▶ DIRECTIONS
Search the material below for the word "with" and copy every line in which it occurs.

Web page code records
____

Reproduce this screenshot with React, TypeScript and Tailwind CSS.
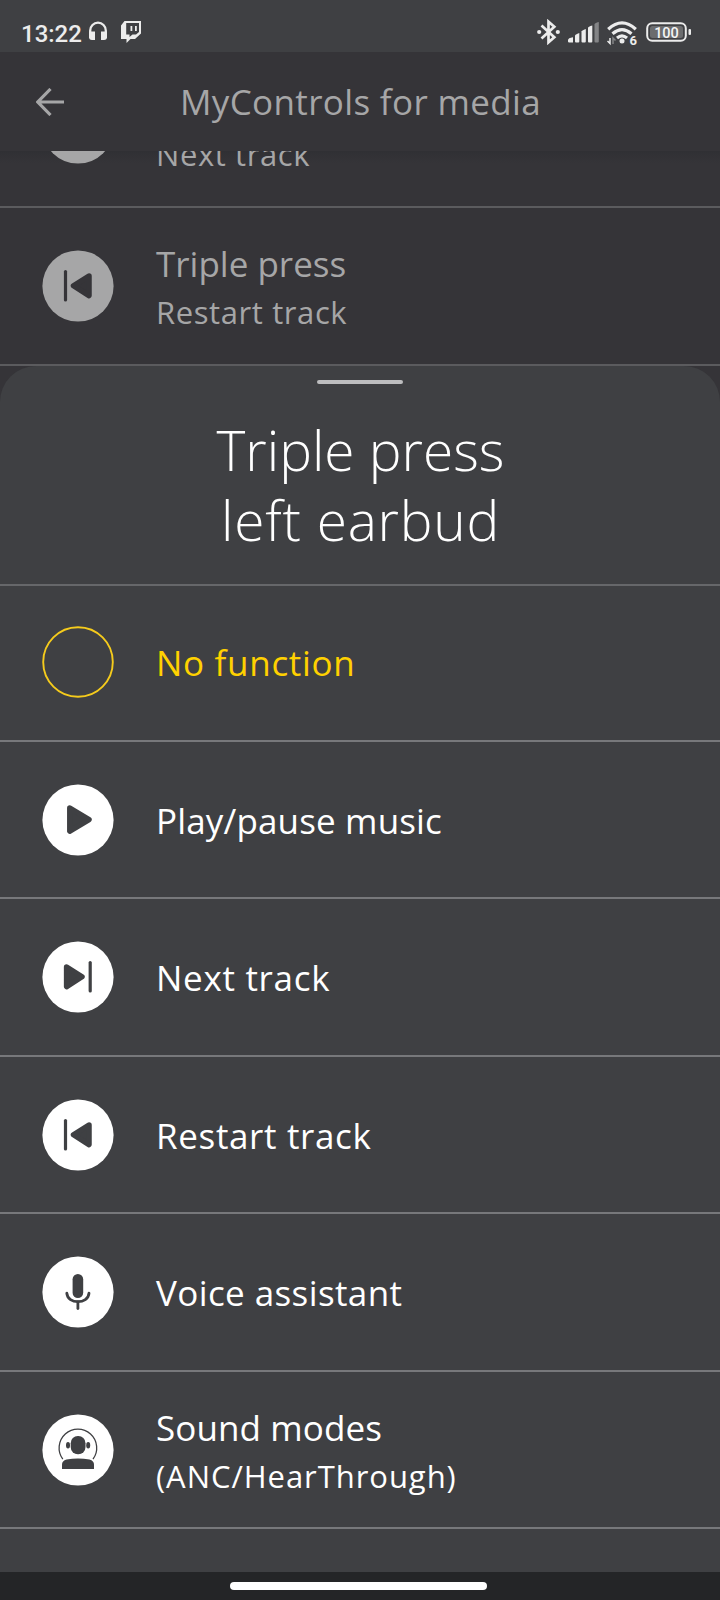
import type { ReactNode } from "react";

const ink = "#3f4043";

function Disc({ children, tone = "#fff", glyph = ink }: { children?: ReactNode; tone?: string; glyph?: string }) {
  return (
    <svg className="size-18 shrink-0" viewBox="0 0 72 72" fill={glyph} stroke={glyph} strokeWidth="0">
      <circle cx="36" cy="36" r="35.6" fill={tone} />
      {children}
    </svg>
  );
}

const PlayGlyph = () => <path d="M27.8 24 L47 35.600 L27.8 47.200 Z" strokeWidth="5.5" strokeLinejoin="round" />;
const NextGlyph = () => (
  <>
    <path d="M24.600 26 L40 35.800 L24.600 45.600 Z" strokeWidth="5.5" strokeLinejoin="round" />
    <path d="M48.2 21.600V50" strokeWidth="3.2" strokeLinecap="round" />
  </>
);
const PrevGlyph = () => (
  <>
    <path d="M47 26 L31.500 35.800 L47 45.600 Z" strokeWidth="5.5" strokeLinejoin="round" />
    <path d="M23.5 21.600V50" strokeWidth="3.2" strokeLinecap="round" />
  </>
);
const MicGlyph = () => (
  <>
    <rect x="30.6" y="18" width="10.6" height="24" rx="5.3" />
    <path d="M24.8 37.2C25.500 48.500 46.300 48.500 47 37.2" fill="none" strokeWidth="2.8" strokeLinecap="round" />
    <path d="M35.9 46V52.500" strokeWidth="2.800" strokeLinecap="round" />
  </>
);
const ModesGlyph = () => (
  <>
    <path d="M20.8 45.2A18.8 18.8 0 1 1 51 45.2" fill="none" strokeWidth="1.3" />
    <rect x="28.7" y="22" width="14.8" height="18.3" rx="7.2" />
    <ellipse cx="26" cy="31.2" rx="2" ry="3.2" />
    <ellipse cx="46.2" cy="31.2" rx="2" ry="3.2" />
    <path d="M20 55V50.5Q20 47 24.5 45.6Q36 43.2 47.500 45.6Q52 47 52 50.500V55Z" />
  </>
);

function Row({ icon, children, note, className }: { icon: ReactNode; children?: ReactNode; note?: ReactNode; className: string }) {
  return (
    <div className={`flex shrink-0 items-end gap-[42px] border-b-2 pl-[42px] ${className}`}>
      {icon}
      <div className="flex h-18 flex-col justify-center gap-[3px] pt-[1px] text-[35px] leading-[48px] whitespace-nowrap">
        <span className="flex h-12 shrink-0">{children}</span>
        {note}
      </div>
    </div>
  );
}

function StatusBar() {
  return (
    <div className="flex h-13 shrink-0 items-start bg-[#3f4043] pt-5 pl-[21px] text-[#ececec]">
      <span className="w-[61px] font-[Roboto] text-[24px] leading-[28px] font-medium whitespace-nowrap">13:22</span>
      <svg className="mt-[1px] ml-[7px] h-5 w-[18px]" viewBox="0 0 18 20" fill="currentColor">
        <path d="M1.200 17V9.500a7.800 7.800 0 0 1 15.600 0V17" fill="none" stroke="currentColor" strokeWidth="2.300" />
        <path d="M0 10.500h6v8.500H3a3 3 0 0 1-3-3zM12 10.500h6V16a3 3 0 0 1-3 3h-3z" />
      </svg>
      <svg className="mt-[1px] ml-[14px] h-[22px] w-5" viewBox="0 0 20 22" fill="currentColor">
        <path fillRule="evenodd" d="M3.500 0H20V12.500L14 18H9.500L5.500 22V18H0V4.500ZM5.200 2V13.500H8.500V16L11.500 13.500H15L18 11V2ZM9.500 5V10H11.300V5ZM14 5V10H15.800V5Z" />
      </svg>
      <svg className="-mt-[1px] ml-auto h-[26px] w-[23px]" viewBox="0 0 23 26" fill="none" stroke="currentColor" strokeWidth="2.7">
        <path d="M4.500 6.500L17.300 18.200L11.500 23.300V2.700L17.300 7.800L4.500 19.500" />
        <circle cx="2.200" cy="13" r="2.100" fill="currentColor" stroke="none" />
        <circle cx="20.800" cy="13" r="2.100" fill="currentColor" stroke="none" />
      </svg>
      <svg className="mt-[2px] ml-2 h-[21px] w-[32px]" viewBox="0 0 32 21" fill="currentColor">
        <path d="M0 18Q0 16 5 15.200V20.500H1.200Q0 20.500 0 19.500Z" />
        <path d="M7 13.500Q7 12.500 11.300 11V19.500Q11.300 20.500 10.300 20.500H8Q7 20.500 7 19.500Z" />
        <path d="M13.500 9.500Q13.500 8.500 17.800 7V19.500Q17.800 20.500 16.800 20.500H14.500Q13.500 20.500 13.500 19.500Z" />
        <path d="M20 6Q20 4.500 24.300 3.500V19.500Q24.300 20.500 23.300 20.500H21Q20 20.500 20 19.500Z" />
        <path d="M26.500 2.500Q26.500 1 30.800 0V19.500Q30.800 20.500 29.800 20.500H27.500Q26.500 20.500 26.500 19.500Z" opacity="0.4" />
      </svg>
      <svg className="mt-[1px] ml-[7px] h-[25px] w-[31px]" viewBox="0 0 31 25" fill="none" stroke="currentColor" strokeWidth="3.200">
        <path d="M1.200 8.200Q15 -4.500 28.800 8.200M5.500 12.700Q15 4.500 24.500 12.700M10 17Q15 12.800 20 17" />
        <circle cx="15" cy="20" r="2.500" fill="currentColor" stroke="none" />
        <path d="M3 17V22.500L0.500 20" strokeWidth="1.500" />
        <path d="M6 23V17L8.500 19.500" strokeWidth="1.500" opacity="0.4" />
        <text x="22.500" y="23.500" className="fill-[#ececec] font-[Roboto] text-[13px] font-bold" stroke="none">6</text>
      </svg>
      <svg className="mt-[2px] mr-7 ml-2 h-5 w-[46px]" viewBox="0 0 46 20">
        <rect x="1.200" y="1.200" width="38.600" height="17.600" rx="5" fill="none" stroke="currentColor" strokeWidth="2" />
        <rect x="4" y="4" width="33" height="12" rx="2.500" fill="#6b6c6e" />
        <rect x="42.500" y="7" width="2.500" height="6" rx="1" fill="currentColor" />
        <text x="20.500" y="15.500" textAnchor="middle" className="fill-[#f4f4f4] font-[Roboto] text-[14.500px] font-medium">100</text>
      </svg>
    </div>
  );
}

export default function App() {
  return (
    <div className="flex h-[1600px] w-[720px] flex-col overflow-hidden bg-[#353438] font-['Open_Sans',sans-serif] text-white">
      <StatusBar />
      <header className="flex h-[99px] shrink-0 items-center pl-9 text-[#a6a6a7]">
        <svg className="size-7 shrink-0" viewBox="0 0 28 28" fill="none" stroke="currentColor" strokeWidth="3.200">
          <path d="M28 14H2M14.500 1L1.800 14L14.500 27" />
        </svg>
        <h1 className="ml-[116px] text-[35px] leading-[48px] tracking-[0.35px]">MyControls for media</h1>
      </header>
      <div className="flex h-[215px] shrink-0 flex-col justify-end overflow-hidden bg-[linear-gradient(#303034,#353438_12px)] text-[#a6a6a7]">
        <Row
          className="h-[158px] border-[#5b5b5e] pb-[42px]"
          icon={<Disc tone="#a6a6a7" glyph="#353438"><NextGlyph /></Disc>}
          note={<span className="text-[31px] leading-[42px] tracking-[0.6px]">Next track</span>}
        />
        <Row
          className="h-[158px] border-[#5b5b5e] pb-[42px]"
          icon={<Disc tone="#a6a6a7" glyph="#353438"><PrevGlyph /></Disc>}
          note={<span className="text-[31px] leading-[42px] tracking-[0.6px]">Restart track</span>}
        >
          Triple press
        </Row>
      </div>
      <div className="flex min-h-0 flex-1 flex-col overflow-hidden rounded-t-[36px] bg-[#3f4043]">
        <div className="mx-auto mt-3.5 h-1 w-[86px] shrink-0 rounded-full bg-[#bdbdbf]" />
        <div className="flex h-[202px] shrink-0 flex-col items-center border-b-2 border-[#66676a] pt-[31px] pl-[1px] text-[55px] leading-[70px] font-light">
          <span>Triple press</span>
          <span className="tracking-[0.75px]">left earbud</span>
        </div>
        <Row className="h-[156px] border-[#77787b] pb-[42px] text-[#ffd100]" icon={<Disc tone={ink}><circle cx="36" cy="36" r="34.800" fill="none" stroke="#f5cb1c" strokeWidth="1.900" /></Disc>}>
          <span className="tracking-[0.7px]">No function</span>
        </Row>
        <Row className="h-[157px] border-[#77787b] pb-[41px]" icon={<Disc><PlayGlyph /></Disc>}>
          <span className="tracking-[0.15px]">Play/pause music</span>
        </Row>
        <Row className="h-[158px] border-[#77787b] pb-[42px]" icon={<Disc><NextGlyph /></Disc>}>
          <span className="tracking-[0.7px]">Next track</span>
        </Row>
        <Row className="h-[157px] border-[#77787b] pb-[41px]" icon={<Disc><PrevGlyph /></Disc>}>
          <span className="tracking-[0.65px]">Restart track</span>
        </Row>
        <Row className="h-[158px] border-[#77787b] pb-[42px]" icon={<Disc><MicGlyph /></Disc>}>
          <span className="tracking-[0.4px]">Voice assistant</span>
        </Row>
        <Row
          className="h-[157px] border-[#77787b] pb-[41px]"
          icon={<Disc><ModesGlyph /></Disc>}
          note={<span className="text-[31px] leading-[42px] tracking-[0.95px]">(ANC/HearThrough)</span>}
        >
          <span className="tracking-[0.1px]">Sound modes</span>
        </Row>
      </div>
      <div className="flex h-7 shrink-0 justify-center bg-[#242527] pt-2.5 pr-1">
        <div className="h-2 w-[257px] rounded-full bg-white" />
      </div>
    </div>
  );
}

____

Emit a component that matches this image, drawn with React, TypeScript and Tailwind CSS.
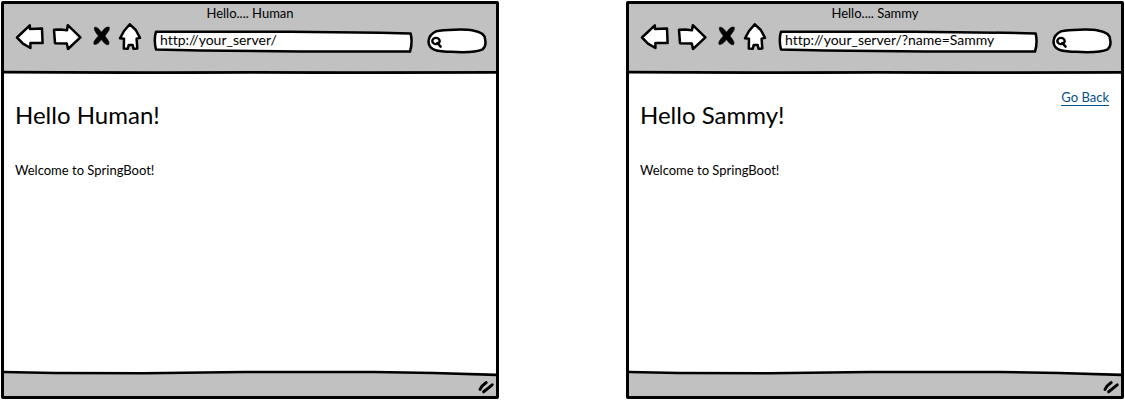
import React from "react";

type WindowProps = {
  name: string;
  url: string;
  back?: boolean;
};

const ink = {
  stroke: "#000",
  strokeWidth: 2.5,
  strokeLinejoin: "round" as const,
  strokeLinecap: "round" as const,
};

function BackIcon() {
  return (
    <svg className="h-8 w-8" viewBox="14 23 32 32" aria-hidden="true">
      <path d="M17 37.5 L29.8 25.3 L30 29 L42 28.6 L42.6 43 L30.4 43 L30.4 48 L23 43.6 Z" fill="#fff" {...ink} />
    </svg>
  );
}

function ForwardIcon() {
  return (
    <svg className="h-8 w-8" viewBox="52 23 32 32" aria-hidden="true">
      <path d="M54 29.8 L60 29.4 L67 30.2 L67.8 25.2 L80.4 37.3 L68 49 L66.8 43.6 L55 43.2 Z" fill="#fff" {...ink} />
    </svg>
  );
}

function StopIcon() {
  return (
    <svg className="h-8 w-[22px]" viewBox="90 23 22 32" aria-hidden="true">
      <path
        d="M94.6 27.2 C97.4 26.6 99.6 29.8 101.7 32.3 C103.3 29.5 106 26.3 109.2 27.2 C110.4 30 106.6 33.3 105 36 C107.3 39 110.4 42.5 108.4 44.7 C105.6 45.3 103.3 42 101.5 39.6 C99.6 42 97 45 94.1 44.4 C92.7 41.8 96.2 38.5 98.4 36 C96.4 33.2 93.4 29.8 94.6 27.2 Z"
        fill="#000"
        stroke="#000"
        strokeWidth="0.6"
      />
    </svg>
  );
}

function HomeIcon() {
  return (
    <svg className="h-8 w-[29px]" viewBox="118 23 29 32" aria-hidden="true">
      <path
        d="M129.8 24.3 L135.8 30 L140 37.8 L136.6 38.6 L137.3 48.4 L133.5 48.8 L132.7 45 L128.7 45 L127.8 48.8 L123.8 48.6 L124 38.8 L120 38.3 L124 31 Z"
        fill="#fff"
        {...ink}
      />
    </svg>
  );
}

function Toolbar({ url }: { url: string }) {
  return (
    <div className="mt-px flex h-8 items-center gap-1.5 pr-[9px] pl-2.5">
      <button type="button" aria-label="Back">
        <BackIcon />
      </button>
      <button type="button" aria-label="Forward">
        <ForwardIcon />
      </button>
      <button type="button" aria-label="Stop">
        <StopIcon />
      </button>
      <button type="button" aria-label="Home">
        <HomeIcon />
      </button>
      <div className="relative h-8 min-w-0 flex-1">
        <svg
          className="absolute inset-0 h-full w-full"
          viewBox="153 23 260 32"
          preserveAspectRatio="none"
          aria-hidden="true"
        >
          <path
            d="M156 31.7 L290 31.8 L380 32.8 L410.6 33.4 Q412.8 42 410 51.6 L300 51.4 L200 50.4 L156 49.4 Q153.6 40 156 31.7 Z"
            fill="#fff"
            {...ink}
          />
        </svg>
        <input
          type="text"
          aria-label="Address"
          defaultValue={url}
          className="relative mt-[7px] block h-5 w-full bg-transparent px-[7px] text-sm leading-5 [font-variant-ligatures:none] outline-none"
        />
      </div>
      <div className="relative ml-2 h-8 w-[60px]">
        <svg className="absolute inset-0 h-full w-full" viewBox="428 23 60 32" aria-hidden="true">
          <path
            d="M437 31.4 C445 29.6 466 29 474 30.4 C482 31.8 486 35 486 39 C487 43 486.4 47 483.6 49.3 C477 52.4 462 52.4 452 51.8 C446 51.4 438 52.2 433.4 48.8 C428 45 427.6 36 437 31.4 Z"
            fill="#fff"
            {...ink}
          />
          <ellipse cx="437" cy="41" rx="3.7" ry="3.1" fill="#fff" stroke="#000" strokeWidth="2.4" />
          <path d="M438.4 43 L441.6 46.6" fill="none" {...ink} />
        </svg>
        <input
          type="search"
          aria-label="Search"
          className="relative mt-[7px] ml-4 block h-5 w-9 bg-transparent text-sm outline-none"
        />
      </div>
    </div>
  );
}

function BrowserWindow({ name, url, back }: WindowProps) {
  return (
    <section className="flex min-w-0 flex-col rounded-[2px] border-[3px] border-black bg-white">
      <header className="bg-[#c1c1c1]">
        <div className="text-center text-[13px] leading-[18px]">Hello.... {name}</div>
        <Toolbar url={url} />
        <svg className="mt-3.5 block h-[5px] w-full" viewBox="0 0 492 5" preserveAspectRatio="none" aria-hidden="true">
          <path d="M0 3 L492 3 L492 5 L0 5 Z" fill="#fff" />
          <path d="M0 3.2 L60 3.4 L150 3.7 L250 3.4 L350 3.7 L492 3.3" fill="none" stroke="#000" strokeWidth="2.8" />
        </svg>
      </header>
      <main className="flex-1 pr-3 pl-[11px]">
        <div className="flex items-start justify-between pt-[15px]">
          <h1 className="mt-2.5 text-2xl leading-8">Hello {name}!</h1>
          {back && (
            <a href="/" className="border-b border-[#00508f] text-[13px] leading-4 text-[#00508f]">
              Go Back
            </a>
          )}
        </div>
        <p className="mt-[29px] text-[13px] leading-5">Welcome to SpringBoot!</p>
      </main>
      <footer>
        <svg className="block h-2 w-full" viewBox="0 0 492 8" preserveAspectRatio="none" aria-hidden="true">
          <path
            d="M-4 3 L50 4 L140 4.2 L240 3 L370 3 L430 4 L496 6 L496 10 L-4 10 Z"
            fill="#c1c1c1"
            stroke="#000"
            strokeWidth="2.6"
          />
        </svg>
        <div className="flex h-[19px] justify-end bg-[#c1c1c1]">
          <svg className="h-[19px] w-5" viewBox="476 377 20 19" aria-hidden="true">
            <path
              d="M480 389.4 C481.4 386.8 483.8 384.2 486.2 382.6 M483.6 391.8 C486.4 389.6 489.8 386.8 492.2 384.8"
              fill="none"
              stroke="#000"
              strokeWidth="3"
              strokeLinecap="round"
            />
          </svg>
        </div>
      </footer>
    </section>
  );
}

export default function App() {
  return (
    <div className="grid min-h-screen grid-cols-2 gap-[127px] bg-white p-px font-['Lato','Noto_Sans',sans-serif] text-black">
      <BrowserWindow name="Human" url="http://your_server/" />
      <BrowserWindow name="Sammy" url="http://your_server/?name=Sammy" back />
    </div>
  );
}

____

▶ RESULT FOR THIS EXERCISE
Reproduce this screenshot with React, TypeScript and Tailwind CSS.
Emit a component that matches this image, drawn with React, TypeScript and Tailwind CSS.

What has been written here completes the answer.